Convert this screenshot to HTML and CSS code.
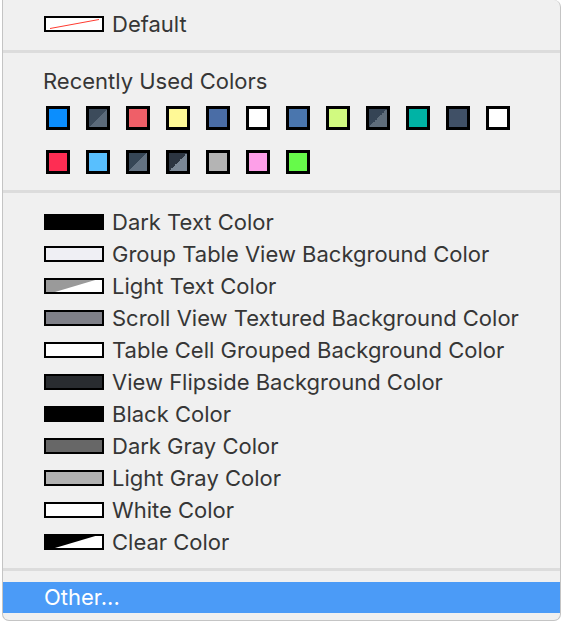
FILE: index.html
```html
<!DOCTYPE html>
<html>
<head>
<meta charset="utf-8">
<link rel="stylesheet" href="styles.css">
</head>
<body>
<div class="menu">
  <div class="item">
    <span class="sw sw-default"><svg width="56" height="10" viewBox="0 0 56 10"><line x1="4" y1="9.5" x2="53" y2="0.5" stroke="#ff3b30" stroke-width="1"/></svg></span>
    <span class="label">Default</span>
  </div>
  <div class="sep"></div>
  <div class="header">Recently Used Colors</div>
  <div class="grid">
    <span class="chip c-blue"></span>
    <span class="chip c-diag1"></span>
    <span class="chip c-red"></span>
    <span class="chip c-yellow"></span>
    <span class="chip c-navy"></span>
    <span class="chip c-white"></span>
    <span class="chip c-navy2"></span>
    <span class="chip c-lime"></span>
    <span class="chip c-diag2"></span>
    <span class="chip c-teal"></span>
    <span class="chip c-slate"></span>
    <span class="chip c-white"></span>
    <span class="chip c-pink"></span>
    <span class="chip c-sky"></span>
    <span class="chip c-diag3"></span>
    <span class="chip c-diag4"></span>
    <span class="chip c-gray"></span>
    <span class="chip c-rose"></span>
    <span class="chip c-green"></span>
  </div>
  <div class="sep sep-2"></div>
  <div class="item"><span class="sw s-black"></span><span class="label">Dark Text Color</span></div>
  <div class="item"><span class="sw s-group"></span><span class="label">Group Table View Background Color</span></div>
  <div class="item"><span class="sw s-half s-lighttext"></span><span class="label">Light Text Color</span></div>
  <div class="item"><span class="sw s-scroll"></span><span class="label">Scroll View Textured Background Color</span></div>
  <div class="item"><span class="sw s-white"></span><span class="label">Table Cell Grouped Background Color</span></div>
  <div class="item"><span class="sw s-flip"></span><span class="label">View Flipside Background Color</span></div>
  <div class="item"><span class="sw s-black"></span><span class="label">Black Color</span></div>
  <div class="item"><span class="sw s-darkgray"></span><span class="label">Dark Gray Color</span></div>
  <div class="item"><span class="sw s-lightgray"></span><span class="label">Light Gray Color</span></div>
  <div class="item"><span class="sw s-white"></span><span class="label">White Color</span></div>
  <div class="item"><span class="sw s-half s-clear"></span><span class="label">Clear Color</span></div>
  <div class="sep sep-3"></div>
  <div class="other">Other...</div>
</div>
</body>
</html>
```

FILE: styles.css
```css
html, body {
  margin: 0;
  padding: 0;
  background: #ffffff;
}

body {
  font-family: Inter, "Liberation Sans", sans-serif;
  font-size: 22px;
  color: #363636;
}

.menu {
  width: 557px;
  height: 612px;
  margin-left: 2px;
  padding-top: 8px;
  background: #f0f0f0;
  border: 1px solid #c4c4c4;
  border-top: none;
  border-radius: 0 7px 7px 7px;
  display: flex;
  flex-direction: column;
}

.item {
  height: 32px;
  display: flex;
  align-items: center;
  padding-left: 41px;
  gap: 8px;
  flex: none;
}

.label {
  line-height: 32px;
  white-space: nowrap;
}

.sw {
  width: 56px;
  height: 12px;
  border: 2px solid #000;
  background: #fff;
  flex: none;
  position: relative;
  overflow: hidden;
  display: block;
}

.sw svg {
  display: block;
  margin-top: 1px;
}

.sep {
  height: 3px;
  background: #dcdcdc;
  margin: 10px 0 12px;
  flex: none;
}

.sep-2 {
  margin: 16px 0 13px;
}

.sep-3 {
  margin: 10px 0 11px;
}

.header {
  height: 32px;
  line-height: 32px;
  padding-left: 40px;
  flex: none;
}

.grid {
  margin-top: 9px;
  padding-left: 43px;
  display: grid;
  grid-template-columns: repeat(12, 24px);
  column-gap: 16px;
  row-gap: 20px;
  flex: none;
}

.chip {
  width: 18px;
  height: 18px;
  border: 3px solid #000;
  display: block;
}

.c-blue { background: #0b8efe; }
.c-red { background: #ef5f68; }
.c-yellow { background: #fff996; }
.c-navy { background: #4a6da6; }
.c-white { background: #ffffff; }
.c-navy2 { background: #4a76ae; }
.c-lime { background: #d1fa80; }
.c-teal { background: #00b3a5; }
.c-slate { background: #405066; }
.c-pink { background: #fe2d53; }
.c-sky { background: #58bffe; }
.c-gray { background: #b4b4b4; }
.c-rose { background: #fd9fe8; }
.c-green { background: #66fa4a; }
.c-diag1 { background: linear-gradient(to bottom right, #3c4b5b 50%, #5b6a7a 50%); }
.c-diag2 { background: linear-gradient(to bottom right, #354455 50%, #5f6d7b 50%); }
.c-diag3 { background: linear-gradient(to bottom right, #364656 50%, #637282 50%); }
.c-diag4 { background: linear-gradient(to bottom right, #2c3541 50%, #7a8795 50%); }

.s-black { background: #000; }
.s-group { background: #efeff4; }
.s-scroll { background: #7f8088; }
.s-white { background: #fff; }
.s-flip { background: #292c30; }
.s-darkgray { background: #676767; }
.s-lightgray { background: #b2b2b2; }

.s-half::before {
  content: "";
  position: absolute;
  inset: 0;
  clip-path: polygon(0 0, 88% 0, 16% 100%, 0 100%);
}

.s-lighttext::before { background: #9a9a9a; }
.s-clear::before { background: #000; }

.other {
  height: 31px;
  line-height: 31px;
  padding-left: 41px;
  background: #4b9bf7;
  color: #ffffff;
  flex: none;
}
```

SHORT TASK: Pictures are to be left out; repeat all the remaining data exactly.

FINAL ANSWER:
Convert this screenshot to HTML and CSS code.
FILE: index.html
```html
<!DOCTYPE html>
<html>
<head>
<meta charset="utf-8">
<link rel="stylesheet" href="styles.css">
</head>
<body>
<div class="menu">
  <div class="item">
    <span class="sw sw-default"><svg width="56" height="10" viewBox="0 0 56 10"><line x1="4" y1="9.5" x2="53" y2="0.5" stroke="#ff3b30" stroke-width="1"/></svg></span>
    <span class="label">Default</span>
  </div>
  <div class="sep"></div>
  <div class="header">Recently Used Colors</div>
  <div class="grid">
    <span class="chip c-blue"></span>
    <span class="chip c-diag1"></span>
    <span class="chip c-red"></span>
    <span class="chip c-yellow"></span>
    <span class="chip c-navy"></span>
    <span class="chip c-white"></span>
    <span class="chip c-navy2"></span>
    <span class="chip c-lime"></span>
    <span class="chip c-diag2"></span>
    <span class="chip c-teal"></span>
    <span class="chip c-slate"></span>
    <span class="chip c-white"></span>
    <span class="chip c-pink"></span>
    <span class="chip c-sky"></span>
    <span class="chip c-diag3"></span>
    <span class="chip c-diag4"></span>
    <span class="chip c-gray"></span>
    <span class="chip c-rose"></span>
    <span class="chip c-green"></span>
  </div>
  <div class="sep sep-2"></div>
  <div class="item"><span class="sw s-black"></span><span class="label">Dark Text Color</span></div>
  <div class="item"><span class="sw s-group"></span><span class="label">Group Table View Background Color</span></div>
  <div class="item"><span class="sw s-half s-lighttext"></span><span class="label">Light Text Color</span></div>
  <div class="item"><span class="sw s-scroll"></span><span class="label">Scroll View Textured Background Color</span></div>
  <div class="item"><span class="sw s-white"></span><span class="label">Table Cell Grouped Background Color</span></div>
  <div class="item"><span class="sw s-flip"></span><span class="label">View Flipside Background Color</span></div>
  <div class="item"><span class="sw s-black"></span><span class="label">Black Color</span></div>
  <div class="item"><span class="sw s-darkgray"></span><span class="label">Dark Gray Color</span></div>
  <div class="item"><span class="sw s-lightgray"></span><span class="label">Light Gray Color</span></div>
  <div class="item"><span class="sw s-white"></span><span class="label">White Color</span></div>
  <div class="item"><span class="sw s-half s-clear"></span><span class="label">Clear Color</span></div>
  <div class="sep sep-3"></div>
  <div class="other">Other...</div>
</div>
</body>
</html>
```

FILE: styles.css
```css
html, body {
  margin: 0;
  padding: 0;
  background: #ffffff;
}

body {
  font-family: Inter, "Liberation Sans", sans-serif;
  font-size: 22px;
  color: #363636;
}

.menu {
  width: 557px;
  height: 612px;
  margin-left: 2px;
  padding-top: 8px;
  background: #f0f0f0;
  border: 1px solid #c4c4c4;
  border-top: none;
  border-radius: 0 7px 7px 7px;
  display: flex;
  flex-direction: column;
}

.item {
  height: 32px;
  display: flex;
  align-items: center;
  padding-left: 41px;
  gap: 8px;
  flex: none;
}

.label {
  line-height: 32px;
  white-space: nowrap;
}

.sw {
  width: 56px;
  height: 12px;
  border: 2px solid #000;
  background: #fff;
  flex: none;
  position: relative;
  overflow: hidden;
  display: block;
}

.sw svg {
  display: block;
  margin-top: 1px;
}

.sep {
  height: 3px;
  background: #dcdcdc;
  margin: 10px 0 12px;
  flex: none;
}

.sep-2 {
  margin: 16px 0 13px;
}

.sep-3 {
  margin: 10px 0 11px;
}

.header {
  height: 32px;
  line-height: 32px;
  padding-left: 40px;
  flex: none;
}

.grid {
  margin-top: 9px;
  padding-left: 43px;
  display: grid;
  grid-template-columns: repeat(12, 24px);
  column-gap: 16px;
  row-gap: 20px;
  flex: none;
}

.chip {
  width: 18px;
  height: 18px;
  border: 3px solid #000;
  display: block;
}

.c-blue { background: #0b8efe; }
.c-red { background: #ef5f68; }
.c-yellow { background: #fff996; }
.c-navy { background: #4a6da6; }
.c-white { background: #ffffff; }
.c-navy2 { background: #4a76ae; }
.c-lime { background: #d1fa80; }
.c-teal { background: #00b3a5; }
.c-slate { background: #405066; }
.c-pink { background: #fe2d53; }
.c-sky { background: #58bffe; }
.c-gray { background: #b4b4b4; }
.c-rose { background: #fd9fe8; }
.c-green { background: #66fa4a; }
.c-diag1 { background: linear-gradient(to bottom right, #3c4b5b 50%, #5b6a7a 50%); }
.c-diag2 { background: linear-gradient(to bottom right, #354455 50%, #5f6d7b 50%); }
.c-diag3 { background: linear-gradient(to bottom right, #364656 50%, #637282 50%); }
.c-diag4 { background: linear-gradient(to bottom right, #2c3541 50%, #7a8795 50%); }

.s-black { background: #000; }
.s-group { background: #efeff4; }
.s-scroll { background: #7f8088; }
.s-white { background: #fff; }
.s-flip { background: #292c30; }
.s-darkgray { background: #676767; }
.s-lightgray { background: #b2b2b2; }

.s-half::before {
  content: "";
  position: absolute;
  inset: 0;
  clip-path: polygon(0 0, 88% 0, 16% 100%, 0 100%);
}

.s-lighttext::before { background: #9a9a9a; }
.s-clear::before { background: #000; }

.other {
  height: 31px;
  line-height: 31px;
  padding-left: 41px;
  background: #4b9bf7;
  color: #ffffff;
  flex: none;
}
```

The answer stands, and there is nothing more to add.